Interroger la projection à 5 ans de cette manière, c’est aussi ouvrir grand la porte au biais de désirabilité sociale notamment, qui amène (plus ou moins consciemment) à se montrer sous son meilleur jour pour séduire et convaincre, et donc créer un dilemme chez le candidat : leur dire la vérité ou rester moi-même ? Cela peut aussi venir perturber la prise de décisions et passer même au-delà des critères de sélection: “Il.elle a parlé d’international, mais on est une start-up de 3 : on fait quoi ?”

Et vous, vous êtes-vous déjà posé la question…? Que répondriez-vous ? Se poser à soi-même les questions qu’on pose à un.e candidat·e permet de ressentir ce que cela crée chez l’autre (la fameuse symétrie des attentions !), de prendre conscience de la difficulté à y donner une réponse claire le cas échéant, et de s’interroger sur la valeur ajoutée de la réponse dans le processus et la prise de décisions.

Evidemment, creuser sur les leviers de motivation et prédire l’adéquation entre les attentes des 2 parties sont des éléments fondamentaux d’un process d’évaluation et de recrutement. Mais alors, comment faire ?

Il y a selon moi 3 leviers :

  • Relire le parcours pour identifier les éléments qui permettent la satisfaction et la réussite de la personne, mais aussi les grains de sable qui viennent entraver ou empêcher le plein épanouissement dans son job. Un exemple ? “Dans vos différentes expériences, à quel moment vous êtes-vous senti·e particulièrement épanoui·e et efficient·e ? Pourquoi ? Grâce à quoi, selon vous ? Et, à l’inverse, à quel moment vous êtes-vous senti.e en désaccord avec votre environnement, peu épanoui·e et/ou en difficultés pour atteindre vos objectifs ? A cause de quoi, selon vous ?”
  • Creuser les leviers de motivation extrinsèques et intrinsèques, ce à quoi la personne aspire à court, moyen et long terme, son rapport au travail et ce dans quoi elle souhaite se réaliser, à quoi elle a envie de contribuer. Un exemple ? “Qu’est-ce qui vous anime dans le travail ? De quoi vous avez besoin pour vous sentir bien et rentrer chez vous content.e de votre journée ? Quels sont les éléments les plus importants pour vous dans votre futur poste ? Qu’est-ce qui vous ferait finalement dire non à notre offre ? Qu’est-ce qui vous ferait quitter votre emploi dès le premier mois ?”
  • Interroger la projection, mais pas aussi précisément, juste pour savoir ce qui anime le·la candidat·e et ce qu’il·elle a, aujourd’hui, envie de faire demain. Un exemple ? “Vous avez évolué aussi bien dans des grands groupes que dans des petites structures, sur des missions très opérationnelles. Vers quoi auriez-vous envie de vous tourner à l’avenir, en termes d’environnement et de missions ?”

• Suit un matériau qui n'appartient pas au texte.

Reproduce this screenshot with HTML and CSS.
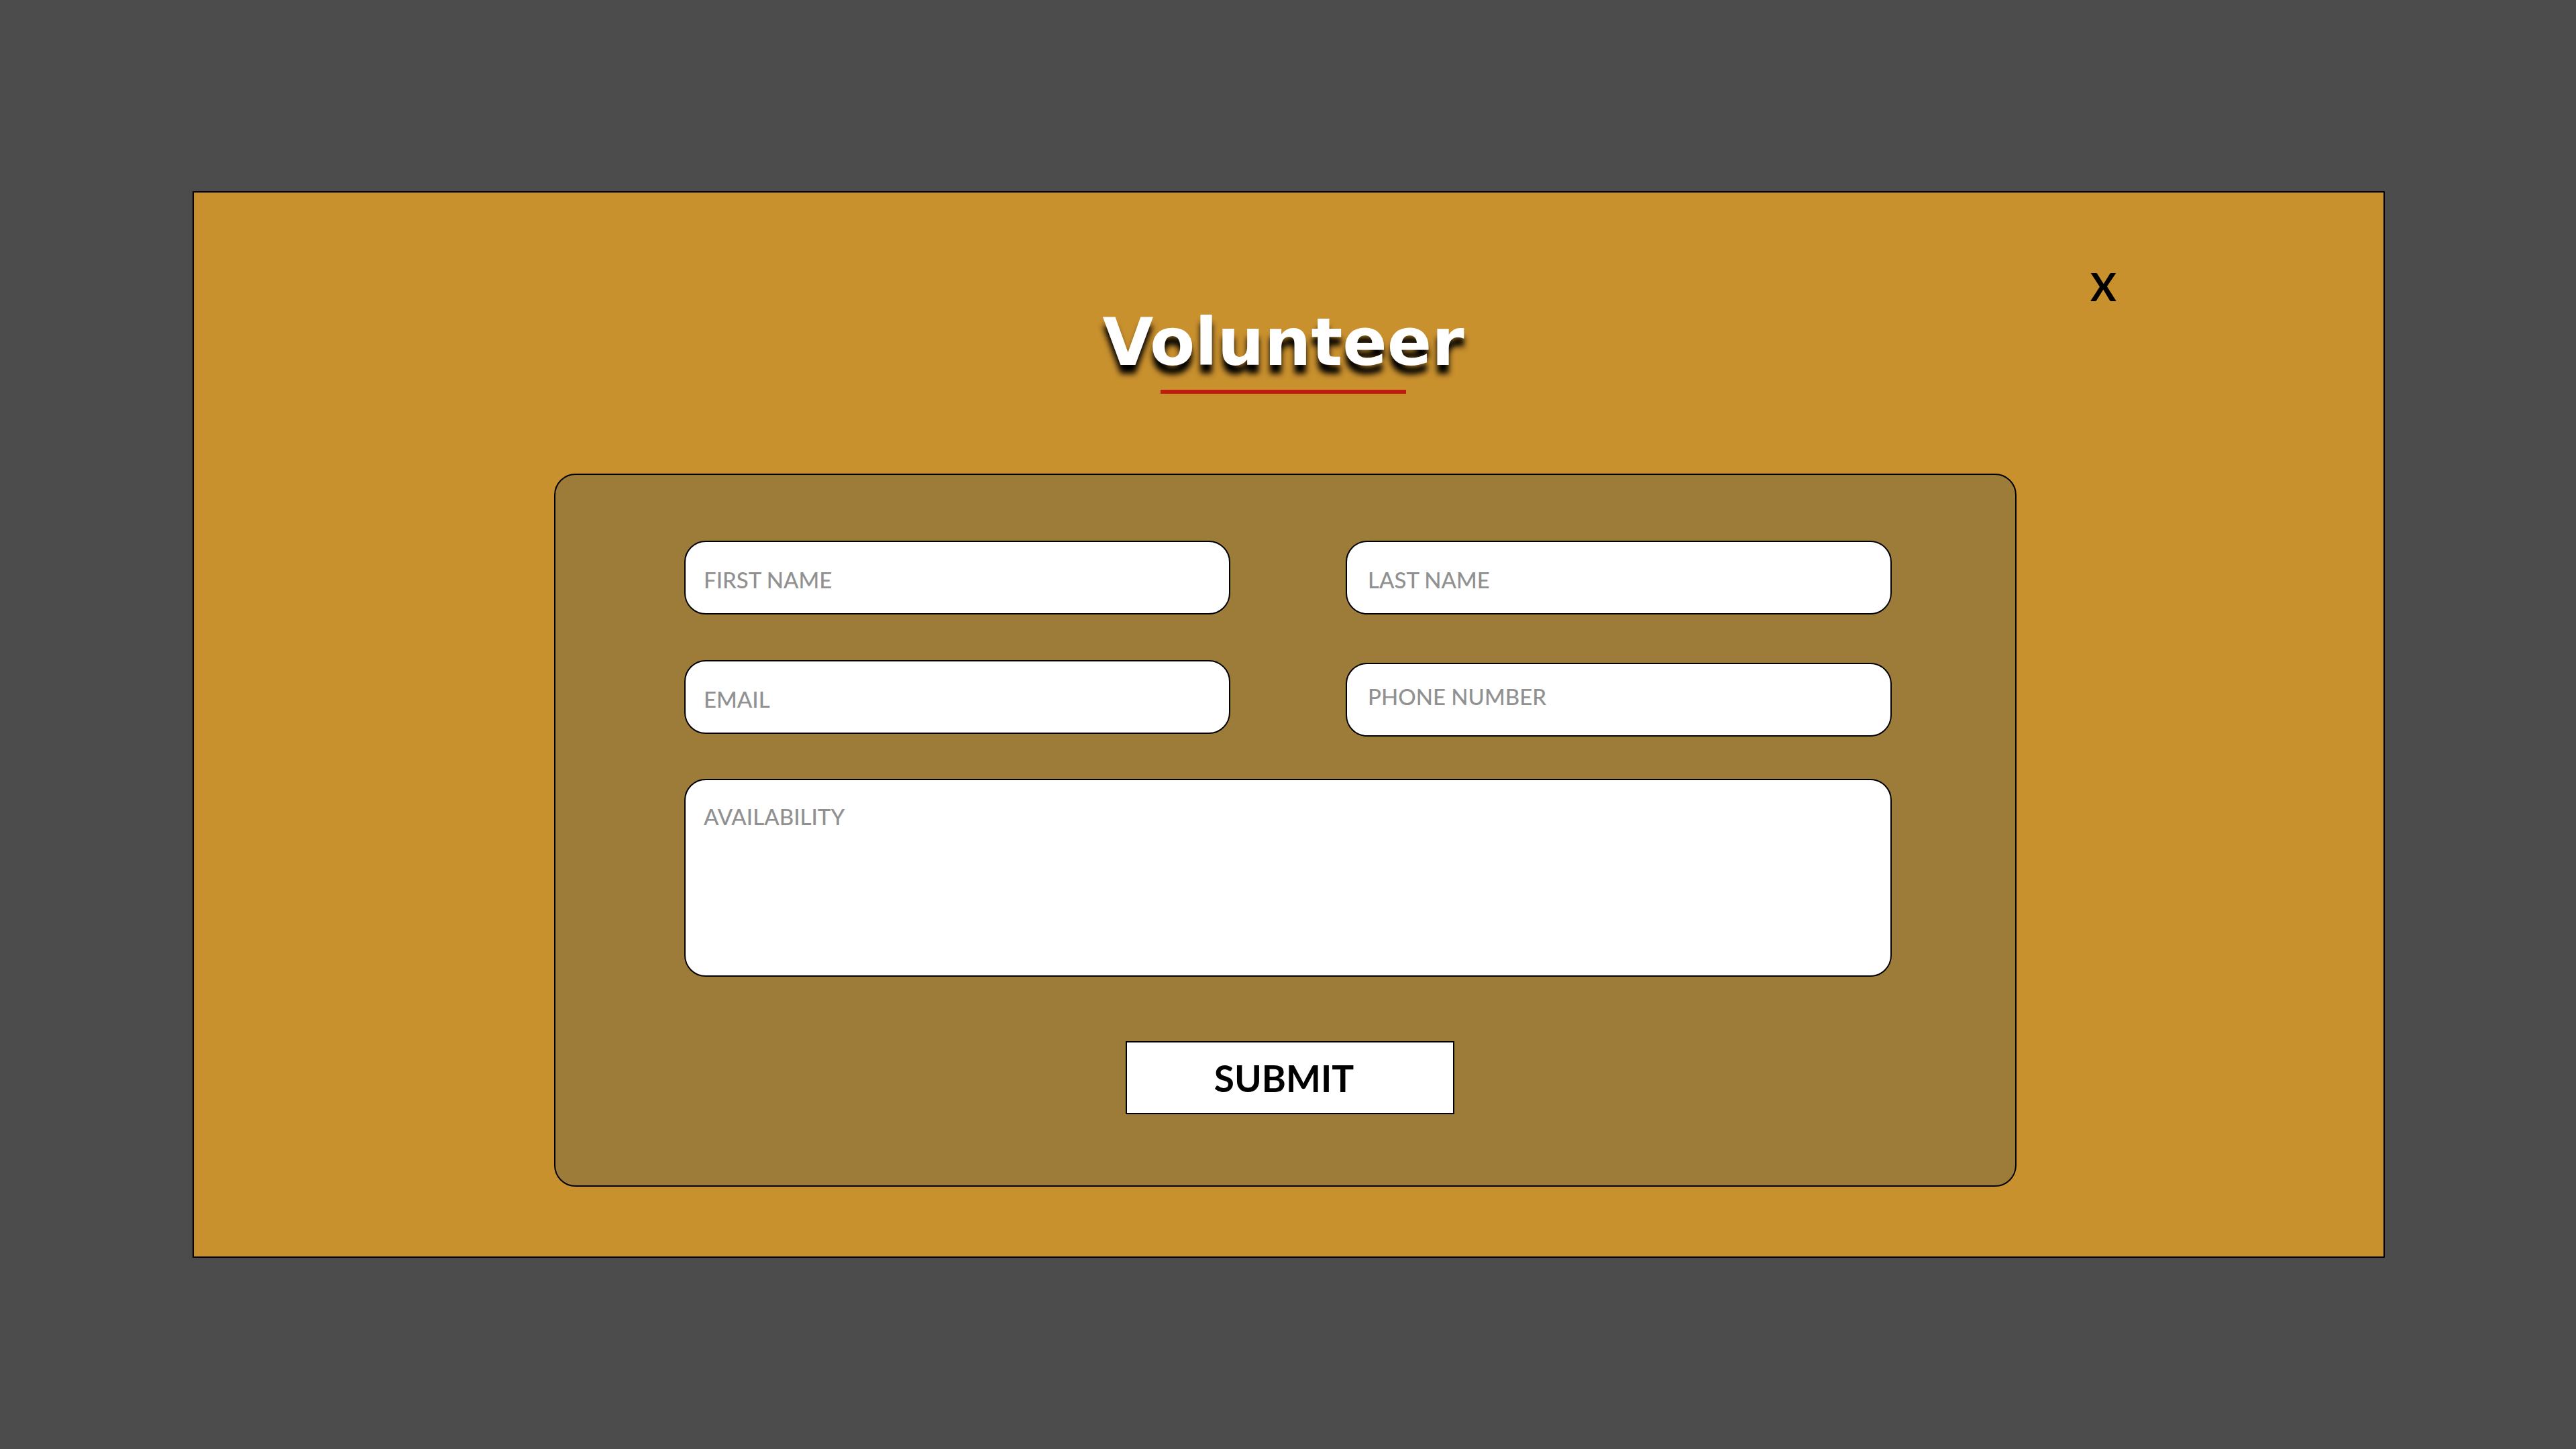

Evidemment, il paraît aussi indispensable de s’appuyer sur des outils : brief, guide d’entretien, grille d’évaluation, critères de sélection… Cela oblige le·la recruteur·se à préparer la rencontre, puis à prendre de la distance avec les propos du·de la candidat.e, à les remettre dans un contexte et à faire la part des choses pour gagner en objectivité dans la prise de décisions.

L’objectif est de garder en tête qu’il s’agit de l’évocation des envies et souhaits d’un candidat·e à un instant T, et que rien n’est figé. Dans l’accompagnement des collaborateurs·rices en interne ensuite, tout l’intérêt est justement de réinterroger ça régulièrement, pour faire converger les centres d’intérêt et les sujets à développer, dans une optique de développement mutuel.

Un grand Maître Zen dirait :

Il faut savoir d’où l’on vient pour savoir où l’on va

Je dirais plutôt que le chemin se fait en marchant, alors let’s go !

(Et on en revient toujours à la randonnée.)